-- start --

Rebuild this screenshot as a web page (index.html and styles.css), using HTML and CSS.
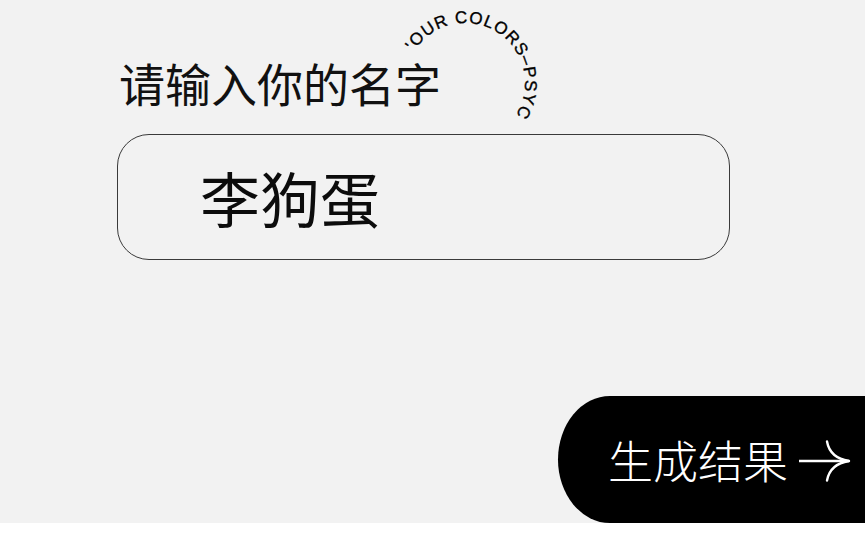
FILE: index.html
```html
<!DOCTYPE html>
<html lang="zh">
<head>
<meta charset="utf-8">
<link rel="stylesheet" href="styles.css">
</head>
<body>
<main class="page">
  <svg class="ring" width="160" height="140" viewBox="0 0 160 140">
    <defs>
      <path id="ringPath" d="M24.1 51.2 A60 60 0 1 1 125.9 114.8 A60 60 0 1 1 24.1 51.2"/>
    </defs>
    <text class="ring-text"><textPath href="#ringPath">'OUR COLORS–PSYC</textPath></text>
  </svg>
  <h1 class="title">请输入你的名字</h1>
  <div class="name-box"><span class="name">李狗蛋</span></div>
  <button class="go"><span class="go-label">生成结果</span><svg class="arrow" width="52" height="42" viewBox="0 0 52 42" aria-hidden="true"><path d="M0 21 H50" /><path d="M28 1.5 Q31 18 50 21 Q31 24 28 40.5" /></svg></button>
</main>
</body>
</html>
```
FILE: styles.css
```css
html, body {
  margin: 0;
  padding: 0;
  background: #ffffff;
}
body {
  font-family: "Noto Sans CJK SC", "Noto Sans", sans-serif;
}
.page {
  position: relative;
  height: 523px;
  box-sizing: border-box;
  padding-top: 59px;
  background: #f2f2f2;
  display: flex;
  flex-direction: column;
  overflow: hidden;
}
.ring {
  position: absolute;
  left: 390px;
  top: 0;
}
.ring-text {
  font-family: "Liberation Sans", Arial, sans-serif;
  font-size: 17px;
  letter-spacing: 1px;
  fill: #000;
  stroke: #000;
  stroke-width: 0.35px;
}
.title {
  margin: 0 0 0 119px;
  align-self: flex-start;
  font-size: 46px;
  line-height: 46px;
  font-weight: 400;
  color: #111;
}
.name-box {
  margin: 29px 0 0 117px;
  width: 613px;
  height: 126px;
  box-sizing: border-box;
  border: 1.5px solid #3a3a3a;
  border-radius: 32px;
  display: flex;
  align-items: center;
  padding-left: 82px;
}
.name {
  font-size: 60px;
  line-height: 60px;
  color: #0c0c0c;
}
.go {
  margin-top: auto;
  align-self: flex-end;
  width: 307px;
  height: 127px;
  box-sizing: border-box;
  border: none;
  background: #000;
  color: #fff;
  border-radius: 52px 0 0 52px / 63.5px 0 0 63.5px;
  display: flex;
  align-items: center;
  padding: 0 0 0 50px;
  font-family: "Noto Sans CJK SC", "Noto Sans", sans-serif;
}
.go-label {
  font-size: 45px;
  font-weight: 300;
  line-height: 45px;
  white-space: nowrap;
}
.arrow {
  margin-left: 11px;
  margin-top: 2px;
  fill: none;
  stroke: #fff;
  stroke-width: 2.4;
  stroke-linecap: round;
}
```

-- end --

=== PROBLEM TO WORK ON ===
Print each line of the material above exactly, with the pictures removed from your copy.

=== ANSWER BELOW ===
Rebuild this screenshot as a web page (index.html and styles.css), using HTML and CSS.
FILE: index.html
```html
<!DOCTYPE html>
<html lang="zh">
<head>
<meta charset="utf-8">
<link rel="stylesheet" href="styles.css">
</head>
<body>
<main class="page">
  <svg class="ring" width="160" height="140" viewBox="0 0 160 140">
    <defs>
      <path id="ringPath" d="M24.1 51.2 A60 60 0 1 1 125.9 114.8 A60 60 0 1 1 24.1 51.2"/>
    </defs>
    <text class="ring-text"><textPath href="#ringPath">'OUR COLORS–PSYC</textPath></text>
  </svg>
  <h1 class="title">请输入你的名字</h1>
  <div class="name-box"><span class="name">李狗蛋</span></div>
  <button class="go"><span class="go-label">生成结果</span><svg class="arrow" width="52" height="42" viewBox="0 0 52 42" aria-hidden="true"><path d="M0 21 H50" /><path d="M28 1.5 Q31 18 50 21 Q31 24 28 40.5" /></svg></button>
</main>
</body>
</html>
```
FILE: styles.css
```css
html, body {
  margin: 0;
  padding: 0;
  background: #ffffff;
}
body {
  font-family: "Noto Sans CJK SC", "Noto Sans", sans-serif;
}
.page {
  position: relative;
  height: 523px;
  box-sizing: border-box;
  padding-top: 59px;
  background: #f2f2f2;
  display: flex;
  flex-direction: column;
  overflow: hidden;
}
.ring {
  position: absolute;
  left: 390px;
  top: 0;
}
.ring-text {
  font-family: "Liberation Sans", Arial, sans-serif;
  font-size: 17px;
  letter-spacing: 1px;
  fill: #000;
  stroke: #000;
  stroke-width: 0.35px;
}
.title {
  margin: 0 0 0 119px;
  align-self: flex-start;
  font-size: 46px;
  line-height: 46px;
  font-weight: 400;
  color: #111;
}
.name-box {
  margin: 29px 0 0 117px;
  width: 613px;
  height: 126px;
  box-sizing: border-box;
  border: 1.5px solid #3a3a3a;
  border-radius: 32px;
  display: flex;
  align-items: center;
  padding-left: 82px;
}
.name {
  font-size: 60px;
  line-height: 60px;
  color: #0c0c0c;
}
.go {
  margin-top: auto;
  align-self: flex-end;
  width: 307px;
  height: 127px;
  box-sizing: border-box;
  border: none;
  background: #000;
  color: #fff;
  border-radius: 52px 0 0 52px / 63.5px 0 0 63.5px;
  display: flex;
  align-items: center;
  padding: 0 0 0 50px;
  font-family: "Noto Sans CJK SC", "Noto Sans", sans-serif;
}
.go-label {
  font-size: 45px;
  font-weight: 300;
  line-height: 45px;
  white-space: nowrap;
}
.arrow {
  margin-left: 11px;
  margin-top: 2px;
  fill: none;
  stroke: #fff;
  stroke-width: 2.4;
  stroke-linecap: round;
}
```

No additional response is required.